And another interesting failure

I got a photo from a customer showing a weird blemish on a part I sent him last week. I’m pretty sure it wasn’t there when I packed the piece and I can’t work out just what a=has happen since it looks as if there is a split along a print line.

It was printed in standard grey resin on a Form2

Did you cure it before shipping? Could this be shrinkage? Maybe cold weather followed by heat causing stress on the print line?

I have never cured grey resin.

The customer described the fault as; “it resembles a spike pushed into the lower RHS below the handrail holes” and none of the packaging was damaged.

I don’t think stress by itself would give the appearance of a ‘spike’. I’ve asked for the piece to be returned to me so I can see what is on the inside, which may give me more of a clue.
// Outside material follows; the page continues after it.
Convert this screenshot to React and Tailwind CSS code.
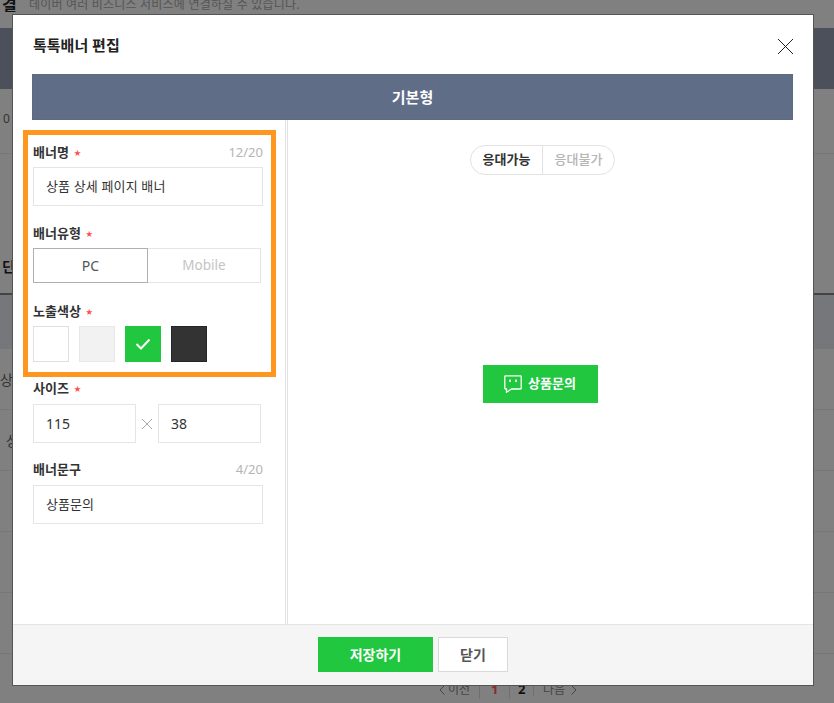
const font = { fontFamily: '"Noto Sans", "Noto Sans CJK KR", sans-serif' };

function Label({ children, required, count }) {
  return (
    <div className="flex h-[20px] items-center justify-between">
      <span className="flex items-center text-[13px] font-bold text-[#333]">
        {children}
        {required && <span className="ml-[5px] text-[7px] text-[#ff5050]">★</span>}
      </span>
      {count && <span className="text-[13px] text-[#b5b5b5]">{count}</span>}
    </div>
  );
}

function Field({ value, className = '' }) {
  return (
    <div className={`flex h-[39px] items-center border border-[#e5e5e5] pl-[12px] text-[#333] ${className}`}>
      {value}
    </div>
  );
}

function Swatch({ className = '', children }) {
  return <div className={`flex h-[36px] w-[36px] items-center justify-center border ${className}`}>{children}</div>;
}

function Background() {
  return (
    <div className="h-[703px] overflow-hidden bg-[#808080]">
      <div className="flex h-[12px] items-end overflow-hidden pl-[2px] leading-[14px]">
        <span className="w-[27px] text-[16px] font-bold text-[#111]">결</span>
        <span className="text-[12px] tracking-[0.2px] text-[#555]">데이버 여러 비즈니스 서비스에 연결하실 수 있습니다.</span>
      </div>
      <div className="mt-[16px] h-[61px] bg-[#4c505b]" />
      <div className="flex h-[65px] items-start border-b border-[#777] pl-[3px] pt-[21px] text-[12px] text-[#333]">0</div>
      <div className="h-[141px] border-b-2 border-[#444] pl-[2px] pt-[102px] text-[14px] font-bold text-[#111]">딘</div>
      <div className="h-[54px] border-b border-[#777] bg-[#75777b]" />
      <div className="h-[61px] border-b border-[#777] pt-[20px] text-[14px] text-[#333]">상</div>
      <div className="h-[61px] border-b border-[#777] pl-[6px] pt-[20px] text-[14px] text-[#333]">상</div>
      <div className="h-[61px] border-b border-[#777]" />
      <div className="h-[61px] border-b border-[#777]" />
      <div className="h-[61px] border-b border-[#777]" />
    </div>
  );
}

function Pagination() {
  return (
    <div className="absolute left-[439px] top-[681px] flex h-[18px] items-center text-[12px] text-[#444]">
      <span className="flex h-full w-[40px] items-center gap-[3px]">
        <svg width="6" height="10" viewBox="0 0 6 10" fill="none"><path d="M5.5.5L1 5l4.500 4.500" stroke="#444" /></svg>
        이전
      </span>
      <span className="flex h-full w-[30px] items-center border-l border-[#6f6f6f] pl-[11px] text-[13px] font-bold text-[#8c2b2b]">1</span>
      <span className="flex h-full w-[24px] items-center border-l border-[#6f6f6f] pl-[8px] text-[13px] font-bold text-[#111]">2</span>
      <span className="flex h-[12px] items-center gap-[6px] border-l border-[#6f6f6f] pl-[9px]">
        나음
        <svg width="6" height="10" viewBox="0 0 6 10" fill="none"><path d="M.5.5L5 5 .5 9.500" stroke="#444" /></svg>
      </span>
    </div>
  );
}

function Modal() {
  return (
    <div className="absolute left-[12px] top-[14px] flex h-[672px] w-[802px] flex-col border border-[#555] bg-white">
      <div className="relative h-[59px] shrink-0">
        <h2 className="pl-[20px] pt-[20px] text-[15px] font-bold leading-[20px] text-[#222]">톡톡배너 편집</h2>
        <svg className="absolute right-[20px] top-[24px]" width="15" height="15" viewBox="0 0 15 15" fill="none">
          <path d="M0 0l15 15M15 0L0 15" stroke="#222" strokeWidth="1" />
        </svg>
      </div>
      <div className="ml-[19px] mr-[20px] flex h-[46px] shrink-0 items-center justify-center border border-[#5c6a84] bg-[#606d87] text-[15px] font-bold text-white">
        기본형
      </div>
      <div className="flex min-h-0 flex-1">
        <div className="w-[275px] shrink-0 border-r-[3px] border-double border-[#e2e2e2] pl-[20px] pr-[22px] pt-[23px]">
          <Label required count="12/20">배너명</Label>
          <Field value="상품 상세 페이지 배너" className="mt-[4px] text-[13px] tracking-[0.15px]" />
          <div className="mt-[18px]">
            <Label required>배너유형</Label>
          </div>
          <div className="mt-[4px] flex h-[35px] text-[14px]">
            <div className="flex w-[115px] items-center justify-center border border-[#b0b0b0] text-[#555]">PC</div>
            <div className="flex w-[113px] items-center justify-center border border-l-0 border-[#e5e5e5] text-[13.5px] text-[#c4c4c4]">Mobile</div>
          </div>
          <div className="mt-[19px]">
            <Label required>노출색상</Label>
          </div>
          <div className="mt-[4px] flex gap-[10px]">
            <Swatch className="border-[#e0e0e0] bg-white" />
            <Swatch className="border-[#e8e8e8] bg-[#f2f2f2]" />
            <Swatch className="border-[#20c73f] bg-[#20c73f]">
              <svg width="16" height="12" viewBox="0 0 16 12" fill="none">
                <path d="M1.500 6l4.500 4.500L14.500 1.500" stroke="#fff" strokeWidth="2" />
              </svg>
            </Swatch>
            <Swatch className="border-[#262626] bg-[#333]" />
          </div>
          <div className="mt-[17px]">
            <Label required>사이즈</Label>
          </div>
          <div className="mt-[5px] flex items-center">
            <Field value="115" className="w-[103px] text-[14px]" />
            <svg className="mx-[6px] shrink-0" width="10" height="10" viewBox="0 0 10 10" fill="none">
              <path d="M0 0l10 10M10 0L0 10" stroke="#aaa" />
            </svg>
            <Field value="38" className="w-[103px] text-[14px]" />
          </div>
          <div className="mt-[17px]">
            <Label count="4/20">배너문구</Label>
          </div>
          <Field value="상품문의" className="mt-[5px] text-[13px]" />
        </div>
        <div className="flex flex-1 flex-col items-center pr-[20px]">
          <div className="ml-[4px] mt-[25px] flex h-[30px] w-[145px] shrink-0 items-center rounded-full border border-[#e2e2e2] text-[13px]">
            <span className="flex h-full w-[72px] items-center justify-center border-r border-[#e2e2e2] font-bold text-[#333]">응대가능</span>
            <span className="flex h-full flex-1 items-center justify-center font-medium text-[#b5b5b5]">응대불가</span>
          </div>
          <div className="mt-[190px] flex h-[38px] w-[115px] items-center justify-center gap-[6px] bg-[#20c73f] pr-[1px] text-[13px] font-bold text-white">
            <svg width="18" height="18" viewBox="0 0 18 18" fill="none">
              <path d="M1.500.8h15a.7.7 0 0 1 .7.7v11.800a.7.7 0 0 1-.7.7H7.500l-5 3.200v-3.200h-1a.7.7 0 0 1-.7-.7V1.500a.7.7 0 0 1 .7-.7z" stroke="#fff" strokeWidth="1.300" />
              <path d="M6 4.500v2.500M12 4.500v2.500" stroke="#fff" strokeWidth="1.600" />
            </svg>
            상품문의
          </div>
        </div>
      </div>
      <div className="flex h-[61px] shrink-0 items-start justify-center gap-[5px] border-t border-[#e5e5e5] bg-[#f5f5f5] pt-[12px]">
        <button type="button" className="h-[35px] w-[115px] bg-[#20c73f] text-[14px] font-bold text-white">저장하기</button>
        <button type="button" className="h-[35px] w-[70px] border border-[#d9d9d9] bg-white text-[14px] font-bold text-[#555]">닫기</button>
      </div>
    </div>
  );
}

export default function App() {
  return (
    <div className="relative h-[703px] w-[834px] overflow-hidden" style={font}>
      <Background />
      <Pagination />
      <Modal />
      <div className="pointer-events-none absolute left-[23px] top-[130px] h-[247px] w-[253px] border-[5px] border-[#ff9620]" />
    </div>
  );
}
Damn, that’s pretty weird indeed… You’d think it was something floating in the tank that got stuck between layers.

That was my first guess

So wait, that wasn’t there after printing?
Any chance the customer tried to hammer something in?

Generally speaking, things don’t jump out of a print like a bird hatching, on their own, no matter what’s inside and how the object was post-cured. So i’m guessing this must’ve come from the outside.

The crack itself is consistent with what you normally see if you try to e.g. hammer a nail or a divot into a hollow-shelled print.

Yep, some customers do weird things…

I’ve ask for him to send the piece back, so that I can see what that ‘spike’ really is. It looks like a piece of support rod, but who knows.

Just for future projects…
The man who worked on my home’s septic system took photos documenting his work from excavation through completion just to have visual proof of work performed should a complaint be lodged at some later date. He gave me a copy of the photos.

Probably would be a good idea to photograph your prints prior to packaging and shipping them to your customer…Just a thought.

To me, it looks like a broken piece of support is stuck in a pressure-blowout hole, but a pressure-blowout wouldn’t make sense with the small hole to the left. It’s also slightly possible that a small piece of support was floating in your resin un-noticed, and just got incorporated into the print, and the holes around it reflects poor layer adhesion near the included support until the build gets past that extra height.

Neither of those hypotheses would explain it going out normal and then coming back from the customer like that, though.